WITNESS, my hand and official seal of the Banking Department at the 
City of New York, this 21ST day of MARCH in the Year of our Lord one 
thousand nine hundred and NINETY-SIX.

                                         /s/ Peter M. Philbin
                                         ----------------------------------
                                         Deputy Superintendent of Banks





                          CERTIFICATE OF AMENDMENT

                                   OF THE

                          ORGANIZATION CERTIFICATE

                              OF BANKERS TRUST

                   Under Section 8005 of the Banking Law

                       -----------------------------

         We, James T. Byrne, Jr. and Lea Lahtinen, being respectively a
Managing Director and an Assistant Secretary of Bankers Trust Company, do
hereby certify:

         1.      The name of the corporation is Bankers Trust Company.
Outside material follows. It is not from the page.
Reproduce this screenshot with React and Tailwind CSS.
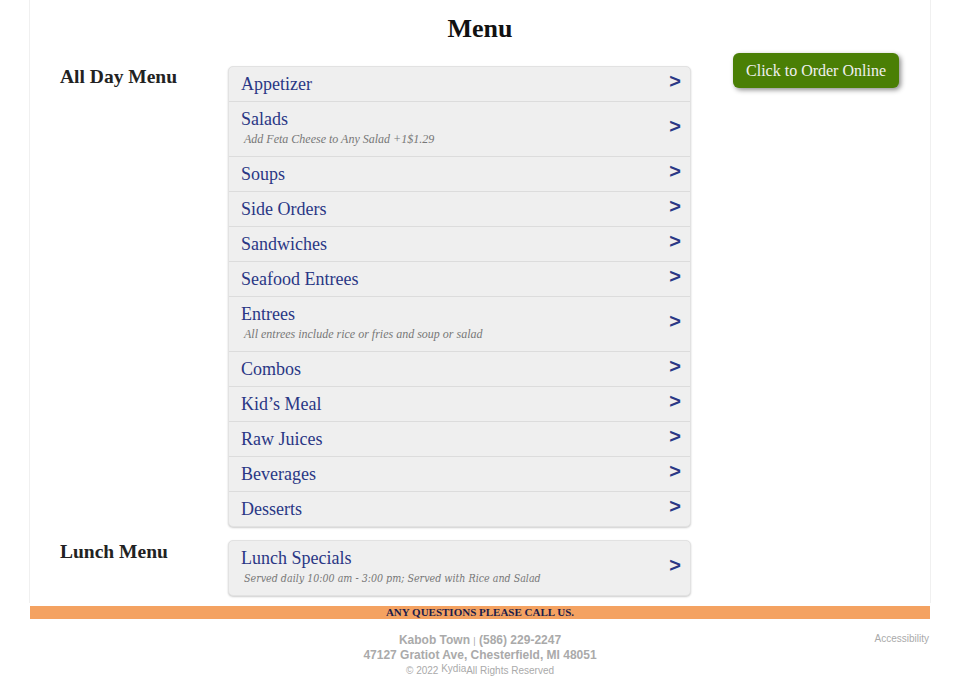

         2.      The organization certificate of said corporation was filed by
the Superintendent of Banks on the 5th of March, 1903.

         3.      The organization certificate as heretofore amended is hereby
amended to increase the aggregate number of shares which the corporation
shall have authority to issue and to increase the amount of its authorized
capital stock in conformity therewith.

         4.      Article III of the organization certificate with reference to
the authorized capital stock, the number of shares into which the capital
stock shall be divided, the par value of the shares and the capital stock
outstanding, which reads as follows:

         "III. The amount of capital stock which the corporation is hereafter
         to have is One Billion, Three Hundred Fifty One Million, Six Hundred
         Sixty-Six Thousand, Six Hundred Seventy Dollars ($1,351,666,670),
         divided into Eighty-Five Million, One Hundred Sixty-Six Thousand, Six
         Hundred Sixty-Seven (85,166,667) shares with a par value of $10 each
         designated as Common Stock and 500 shares with a par value of One
         Million Dollars ($1,000,000) each designated as Series Preferred
         Stock."

is hereby amended to read as follows:

         "III. The amount of capital stock which the corporation is hereafter
         to have is One Billion, Five Hundred One Million, Six Hundred
         Sixty-Six Thousand, Six Hundred Seventy Dollars ($1,501,666,670),
         divided into One Hundred Million, One Hundred Sixty Six Thousand, Six
         Hundred Sixty-Seven (100,166,667) shares with a par value of $10 each
         designated as Common Stock and 500 shares with a par value of One
         Million Dollars ($1,000,000) each designated as Series Preferred
         Stock."

         6. The foregoing amendment of the organization certificate was
authorized by unanimous written consent signed by the holder of all
outstanding shares entitled to vote thereon.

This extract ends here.